Submitted by- Nashrah Fatma

The Forest (Conservation) Act of 1980 was enacted to curb deforestation. The Indian Forest Act, which has been in effect since 1927, was designed to give the colonial British administration control over timber extraction rather than to protect forests or combat deforestation.

While states had already notified forest land, the FCA required the Centre's authorization before deploying it for "non-forestry activities," as well as the formation of an advisory group to approve such reclassification.

This month, the government reconsidered the proposals of a seven-year-old high-level committee chaired by former cabinet secretary T S R Subramanian, which recommended clubbing the Air Act and Water Act with the Environment Protection Act of 1986, while treating forest and wildlife regulations separately.

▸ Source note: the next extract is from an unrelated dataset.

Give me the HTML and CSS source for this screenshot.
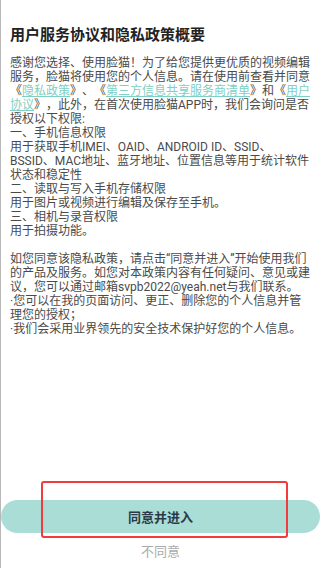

Though the environment ministry has been working to streamline existing green laws through various amendments for a few years, the recent move was prompted by the Centre's plan to treat this aspect as a priority, as it was included in the 60-point action plan released after Prime Minister Narendra Modi's meeting with secretaries and ministers last month.

It seeks to exempt some types of infrastructure project developers from requesting permission to utilise forest land for non-forestry uses from the Centre. Several examples of land being utilised for afforestation projects necessitated the owners of such land obtaining permission from the Centre to divert it for non-forestry purposes, as well as paying the obligatory compensation cess and arranging for substitute land. According to the Ministry, there were also cases where national security projects were put on hold due to the need for Centre’s approval. It added that this resulted in “setback to development of such infrastructure at critical locations”.

The ministry has stated that it will increase the severity of the punishment in order to deter offences under the law. It proposed that the offences will be cognisable and non-bailable, and will entail a simple imprisonment for a period which may extend to one year. But the general goal of the proposal is to make it simpler to use forest land for non-forestry activities. The document also proposes removing zoos, safaris, and forest training infrastructures from the definition of "non-forestry" activities. However, the Cabinet and potentially Parliament must yet approve this.